PyroFocus: A Deep Learning Approach to Real-Time Wildfire Detection in Multispectral Remote Sensing Imagery

Rapid and accurate wildfire detection is crucial for emergency response and environmental management. In airborne and spaceborne missions, real-time algorithms must distinguish between no fire, active fire, and post-fire conditions, and estimate fire intensity. Multispectral and hyperspectral thermal imagers provide rich spectral information, but high data dimensionality and limited onboard resources make real-time processing challenging. As wildfires increase in frequency and severity, the need for low-latency and computationally efficient onboard detection methods is critical.
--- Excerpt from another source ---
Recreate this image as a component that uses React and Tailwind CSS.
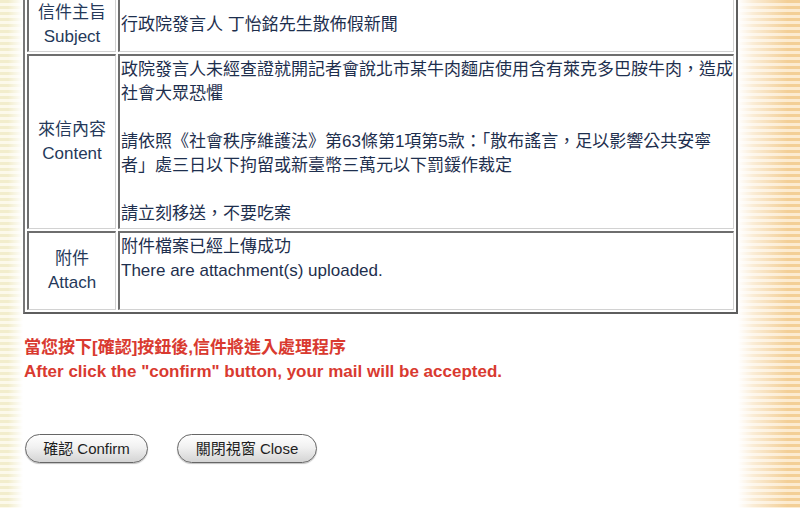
const cellBase =
  "border-t-2 border-l-2 border-b border-r border-t-[#6e6e6e] border-l-[#6e6e6e] border-b-[#d2d2d2] border-r-[#d2d2d2] bg-white py-[2px]";

function Row({ label, en, children, center }) {
  return (
    <tr>
      <td className={`${cellBase} w-[89px] text-center align-middle text-[#25395a] leading-[24px]`}>
        {label}
        <br />
        {en}
      </td>
      <td className={`${cellBase} pl-[1px] text-[#1e2f4e] leading-[24px] whitespace-nowrap ${center ? "align-middle" : "align-top"}`}>
        {children}
      </td>
    </tr>
  );
}

export default function App() {
  return (
    <div className="w-[800px] h-[508px] overflow-hidden bg-white flex font-['Liberation_Sans','Noto_Sans_CJK_TC',sans-serif] text-[17px]">
      <div className="w-[23px] shrink-0 bg-[image:linear-gradient(to_right,transparent_0%,transparent_35%,#ffffff_100%),repeating-linear-gradient(to_bottom,#f2edcc_0px,#f2edcc_3px,#fcf9ea_3px,#fcf9ea_6px)]" />

      <div className="w-[715px] shrink-0 flex flex-col">
        <table className="mt-[-6px] border-separate border-spacing-[2px] border-t border-l-2 border-b-2 border-r-2 border-t-[#bbbbbb] border-l-[#777777] border-b-[#5e5e5e] border-r-[#5e5e5e] w-[715px]">
          <tbody>
            <Row label="信件主旨" en="Subject" center>
              行政院發言人 丁怡銘先生散佈假新聞
            </Row>
            <Row label="來信內容" en="Content">
              政院發言人未經查證就開記者會說北市某牛肉麵店使用含有萊克多巴胺牛肉，造成
              <br />
              社會大眾恐懼
              <br />
              <br />
              請依照《社會秩序維護法》第63條第1項第5款：「散布謠言，足以影響公共安寧
              <br />
              者」處三日以下拘留或新臺幣三萬元以下罰鍰作裁定
              <br />
              <br />
              請立刻移送，不要吃案
            </Row>
            <Row label="附件" en="Attach">
              附件檔案已經上傳成功
              <br />
              There are attachment(s) uploaded.
              <br />
              <br />
            </Row>
          </tbody>
        </table>

        <div className="mt-[22px] pl-[1px] font-bold text-[#d93a30] leading-[24px]">
          <p>當您按下[確認]按鈕後,信件將進入處理程序</p>
          <p>After click the "confirm" button, your mail will be accepted.</p>
        </div>

        <div className="mt-[50px] pl-[2px] flex items-center gap-[29px]">
          <button className="w-[123px] h-[29px] rounded-full border border-[#666666] bg-[image:linear-gradient(to_bottom,#ffffff,#f1f1f1_45%,#d4d4d4)] shadow-[0_1px_1px_rgba(0,0,0,0.25)] text-[15px] text-[#1e1e1e] leading-none">
            確認 Confirm
          </button>
          <button className="w-[140px] h-[29px] rounded-full border border-[#666666] bg-[image:linear-gradient(to_bottom,#ffffff,#f1f1f1_45%,#d4d4d4)] shadow-[0_1px_1px_rgba(0,0,0,0.25)] text-[15px] text-[#1e1e1e] leading-none">
            關閉視窗 Close
          </button>
        </div>
      </div>

      <div className="flex-1 bg-[image:linear-gradient(to_right,#ffffff_0%,rgba(255,255,255,0.6)_25%,transparent_80%),repeating-linear-gradient(to_bottom,#f3cf96_0px,#f3cf96_3px,#fcebd0_3px,#fcebd0_6px)]" />
    </div>
  );
}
We present a systematic evaluation of multiple deep learning architectures, including custom Convolutional Neural Networks (CNNs) and Transformer-based models, for multi-class fire classification. We also introduce PyroFocus, a two-stage pipeline that performs fire classification followed by fire radiative power (FRP) regression or segmentation to reduce inference time and computational cost for onboard deployment. Using data from NASA's MODIS/ASTER Airborne Simulator (MASTER), which is similar to a next-generation fire detection sensor, we compare accuracy, inference latency, and resource efficiency. Experimental results show that the proposed two-stage pipeline achieves strong trade-offs between speed and accuracy, demonstrating significant potential for real-time edge deployment in future wildfire monitoring missions.